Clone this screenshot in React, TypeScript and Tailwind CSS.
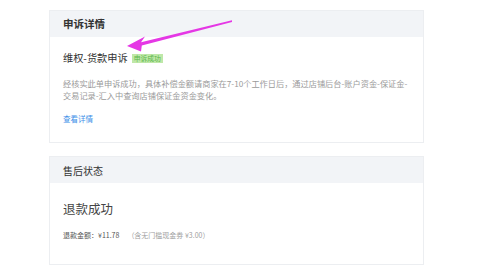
import React from "react";

const font = { fontFamily: '"Noto Sans CJK SC", "Liberation Sans", sans-serif' };

function Arrow() {
  // magenta annotation arrow drawn over the card
  return (
    <svg className="absolute left-0 top-0 pointer-events-none" width="500" height="267" viewBox="0 0 500 267">
      <polygon
        points="127,46 145,36.5 141,42.3 232,20.2 232,22 141.8,45.6 141,51.5"
        fill="#e537e5"
      />
    </svg>
  );
}

export default function App() {
  return (
    <div className="relative w-[500px] h-[267px] bg-white overflow-hidden" style={font}>
      <div className="pl-[49px] pt-[10px] flex flex-col gap-[13px]">
        <div className="w-[375px] border border-[#eceef1] bg-white">
          <div className="h-[26px] bg-[#f2f4f7] px-[13px] flex items-center">
            <span className="text-[10.5px] font-bold text-[#333]">申诉详情</span>
          </div>
          <div className="px-[13px] pt-[14px] pb-[17px]">
            <div className="h-[14px] flex items-center gap-[4px]">
              <span className="text-[10.2px] text-[#333] leading-[14px]">维权-货款申诉</span>
              <span className="h-[9px] px-[2px] bg-[#bfe8a8] text-[#5bb64a] text-[6.8px] leading-[9px]">申诉成功</span>
            </div>
            <div className="mt-[12px] text-[8.2px] leading-[12px] text-[#9a9a9a]">
              <div className="whitespace-nowrap">经核实此单申诉成功，具体补偿金额请商家在7-10个工作日后，通过店铺后台-账户资金-保证金-</div>
              <div className="whitespace-nowrap">交易记录-汇入中查询店铺保证金资金变化。</div>
            </div>
            <div className="mt-[12px] text-[7.5px] leading-[12px] text-[#3d8fe8]">查看详情</div>
          </div>
        </div>

        <div className="w-[375px] border border-[#eceef1] bg-white">
          <div className="h-[26px] bg-[#f2f4f7] px-[13px] flex items-center">
            <span className="text-[10px] text-[#333]">售后状态</span>
          </div>
          <div className="px-[13px] pt-[18px] pb-[24px]">
            <div className="text-[12.5px] leading-[16px] text-[#444]">退款成功</div>
            <div className="mt-[13px] text-[7px] leading-[10px] whitespace-nowrap">
              <span className="text-[#555]">退款金额：¥11.78</span>
              <span className="ml-[8px] text-[#a0a0a0]">（含无门槛现金券 ¥3.00）</span>
            </div>
          </div>
        </div>
      </div>
      <Arrow />
    </div>
  );
}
+++
All of the data above should be quoted exactly, except for the pictures.

Clone this screenshot in React, TypeScript and Tailwind CSS.
import React from "react";

const font = { fontFamily: '"Noto Sans CJK SC", "Liberation Sans", sans-serif' };

function Arrow() {
  // magenta annotation arrow drawn over the card
  return (
    <svg className="absolute left-0 top-0 pointer-events-none" width="500" height="267" viewBox="0 0 500 267">
      <polygon
        points="127,46 145,36.5 141,42.3 232,20.2 232,22 141.8,45.6 141,51.5"
        fill="#e537e5"
      />
    </svg>
  );
}

export default function App() {
  return (
    <div className="relative w-[500px] h-[267px] bg-white overflow-hidden" style={font}>
      <div className="pl-[49px] pt-[10px] flex flex-col gap-[13px]">
        <div className="w-[375px] border border-[#eceef1] bg-white">
          <div className="h-[26px] bg-[#f2f4f7] px-[13px] flex items-center">
            <span className="text-[10.5px] font-bold text-[#333]">申诉详情</span>
          </div>
          <div className="px-[13px] pt-[14px] pb-[17px]">
            <div className="h-[14px] flex items-center gap-[4px]">
              <span className="text-[10.2px] text-[#333] leading-[14px]">维权-货款申诉</span>
              <span className="h-[9px] px-[2px] bg-[#bfe8a8] text-[#5bb64a] text-[6.8px] leading-[9px]">申诉成功</span>
            </div>
            <div className="mt-[12px] text-[8.2px] leading-[12px] text-[#9a9a9a]">
              <div className="whitespace-nowrap">经核实此单申诉成功，具体补偿金额请商家在7-10个工作日后，通过店铺后台-账户资金-保证金-</div>
              <div className="whitespace-nowrap">交易记录-汇入中查询店铺保证金资金变化。</div>
            </div>
            <div className="mt-[12px] text-[7.5px] leading-[12px] text-[#3d8fe8]">查看详情</div>
          </div>
        </div>

        <div className="w-[375px] border border-[#eceef1] bg-white">
          <div className="h-[26px] bg-[#f2f4f7] px-[13px] flex items-center">
            <span className="text-[10px] text-[#333]">售后状态</span>
          </div>
          <div className="px-[13px] pt-[18px] pb-[24px]">
            <div className="text-[12.5px] leading-[16px] text-[#444]">退款成功</div>
            <div className="mt-[13px] text-[7px] leading-[10px] whitespace-nowrap">
              <span className="text-[#555]">退款金额：¥11.78</span>
              <span className="ml-[8px] text-[#a0a0a0]">（含无门槛现金券 ¥3.00）</span>
            </div>
          </div>
        </div>
      </div>
      <Arrow />
    </div>
  );
}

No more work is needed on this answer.